EXCERPTED DATA:
◆ ◆ ◆ ◆

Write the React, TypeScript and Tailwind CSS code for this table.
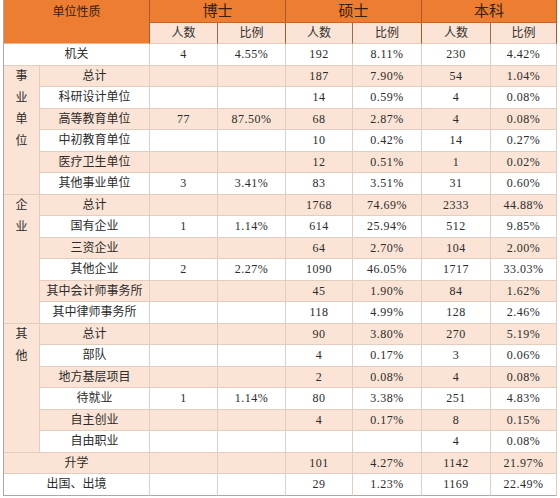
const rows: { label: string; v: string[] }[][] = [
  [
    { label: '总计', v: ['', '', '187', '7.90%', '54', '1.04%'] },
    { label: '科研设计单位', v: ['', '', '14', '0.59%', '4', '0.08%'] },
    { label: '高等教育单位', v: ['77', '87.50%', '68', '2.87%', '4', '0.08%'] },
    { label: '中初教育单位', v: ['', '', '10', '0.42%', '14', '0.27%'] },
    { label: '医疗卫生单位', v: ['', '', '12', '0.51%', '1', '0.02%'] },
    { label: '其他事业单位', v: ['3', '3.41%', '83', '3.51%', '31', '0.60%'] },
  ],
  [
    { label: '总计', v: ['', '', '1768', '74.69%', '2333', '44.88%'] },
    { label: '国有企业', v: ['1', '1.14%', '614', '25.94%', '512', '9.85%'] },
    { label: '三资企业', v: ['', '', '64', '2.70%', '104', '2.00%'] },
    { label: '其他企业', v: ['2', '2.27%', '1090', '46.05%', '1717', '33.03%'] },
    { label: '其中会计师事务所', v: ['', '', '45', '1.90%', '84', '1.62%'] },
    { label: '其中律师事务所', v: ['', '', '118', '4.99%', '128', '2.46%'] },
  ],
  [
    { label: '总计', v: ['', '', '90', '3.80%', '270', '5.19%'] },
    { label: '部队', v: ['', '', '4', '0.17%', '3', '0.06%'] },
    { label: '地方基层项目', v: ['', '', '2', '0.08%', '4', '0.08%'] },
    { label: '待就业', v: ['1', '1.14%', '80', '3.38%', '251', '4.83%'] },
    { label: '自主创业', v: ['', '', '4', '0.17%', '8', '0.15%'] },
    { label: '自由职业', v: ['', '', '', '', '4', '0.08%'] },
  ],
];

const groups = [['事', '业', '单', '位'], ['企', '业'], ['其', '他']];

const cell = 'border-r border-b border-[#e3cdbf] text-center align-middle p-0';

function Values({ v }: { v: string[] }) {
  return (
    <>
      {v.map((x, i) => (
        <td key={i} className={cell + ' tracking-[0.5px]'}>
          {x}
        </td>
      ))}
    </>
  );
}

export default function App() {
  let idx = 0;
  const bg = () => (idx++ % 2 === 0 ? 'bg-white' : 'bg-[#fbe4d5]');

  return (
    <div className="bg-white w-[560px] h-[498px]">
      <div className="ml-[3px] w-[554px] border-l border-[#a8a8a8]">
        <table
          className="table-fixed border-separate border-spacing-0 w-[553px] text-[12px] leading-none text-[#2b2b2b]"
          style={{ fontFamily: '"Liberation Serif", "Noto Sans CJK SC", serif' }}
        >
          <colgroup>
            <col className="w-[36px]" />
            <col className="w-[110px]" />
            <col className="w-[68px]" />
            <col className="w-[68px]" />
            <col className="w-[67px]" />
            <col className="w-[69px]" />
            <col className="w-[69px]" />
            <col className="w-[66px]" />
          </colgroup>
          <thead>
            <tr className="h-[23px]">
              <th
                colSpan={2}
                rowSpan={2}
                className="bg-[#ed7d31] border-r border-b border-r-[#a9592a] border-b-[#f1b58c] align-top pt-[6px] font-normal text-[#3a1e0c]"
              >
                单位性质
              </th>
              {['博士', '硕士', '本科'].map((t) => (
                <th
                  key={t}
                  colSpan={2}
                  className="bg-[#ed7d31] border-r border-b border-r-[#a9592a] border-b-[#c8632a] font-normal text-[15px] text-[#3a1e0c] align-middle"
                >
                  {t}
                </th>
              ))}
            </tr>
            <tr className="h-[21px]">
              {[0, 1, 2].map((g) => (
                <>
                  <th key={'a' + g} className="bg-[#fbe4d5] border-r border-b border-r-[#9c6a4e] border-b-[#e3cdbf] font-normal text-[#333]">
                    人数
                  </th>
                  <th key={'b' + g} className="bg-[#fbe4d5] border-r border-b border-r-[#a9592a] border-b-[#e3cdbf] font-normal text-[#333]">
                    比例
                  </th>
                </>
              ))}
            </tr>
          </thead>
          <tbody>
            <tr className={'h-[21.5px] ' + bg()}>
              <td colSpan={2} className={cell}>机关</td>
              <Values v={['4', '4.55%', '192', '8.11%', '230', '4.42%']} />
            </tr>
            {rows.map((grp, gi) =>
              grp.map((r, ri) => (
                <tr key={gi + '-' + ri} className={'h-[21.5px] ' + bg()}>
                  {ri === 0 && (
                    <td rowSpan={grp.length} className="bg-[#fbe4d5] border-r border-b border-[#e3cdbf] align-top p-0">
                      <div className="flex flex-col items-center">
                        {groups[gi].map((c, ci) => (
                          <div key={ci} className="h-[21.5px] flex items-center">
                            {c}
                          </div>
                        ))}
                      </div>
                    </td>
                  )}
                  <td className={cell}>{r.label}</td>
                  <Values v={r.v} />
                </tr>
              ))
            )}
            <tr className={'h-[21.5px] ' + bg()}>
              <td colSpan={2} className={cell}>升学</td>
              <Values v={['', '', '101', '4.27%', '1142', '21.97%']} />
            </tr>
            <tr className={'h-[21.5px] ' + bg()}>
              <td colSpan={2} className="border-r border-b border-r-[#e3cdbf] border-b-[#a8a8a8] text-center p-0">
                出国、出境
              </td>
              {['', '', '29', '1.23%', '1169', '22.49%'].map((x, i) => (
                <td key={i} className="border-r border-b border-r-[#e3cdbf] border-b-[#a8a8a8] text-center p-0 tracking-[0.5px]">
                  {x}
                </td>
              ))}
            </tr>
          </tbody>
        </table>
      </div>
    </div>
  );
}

◆ ◆ ◆ ◆

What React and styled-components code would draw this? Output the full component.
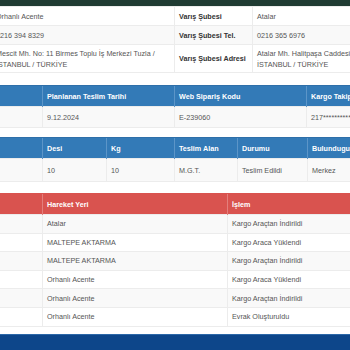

◆ ◆ ◆ ◆

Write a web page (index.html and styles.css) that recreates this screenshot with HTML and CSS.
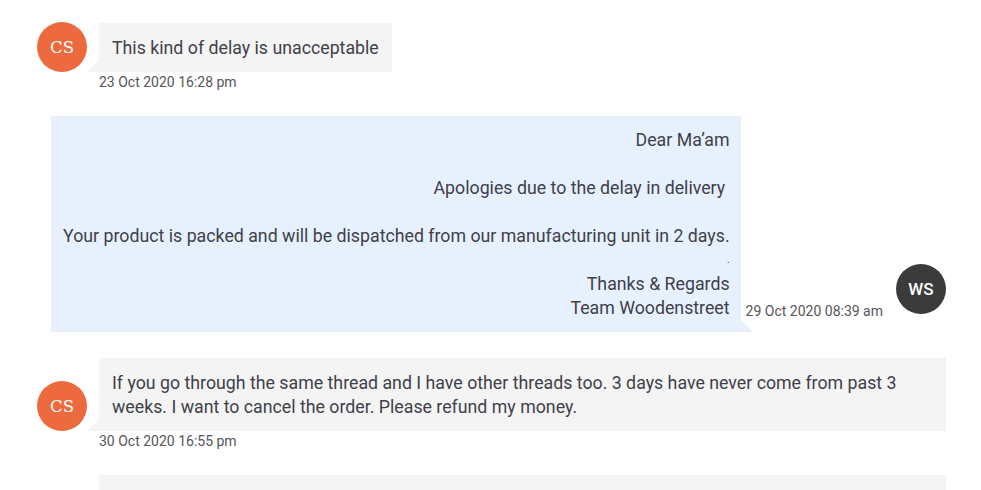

◆ ◆ ◆ ◆

TO DO:
Take each line containing the string "Write" and copy it out.

SOLUTION:
Write the React, TypeScript and Tailwind CSS code for this table.
Write a web page (index.html and styles.css) that recreates this screenshot with HTML and CSS.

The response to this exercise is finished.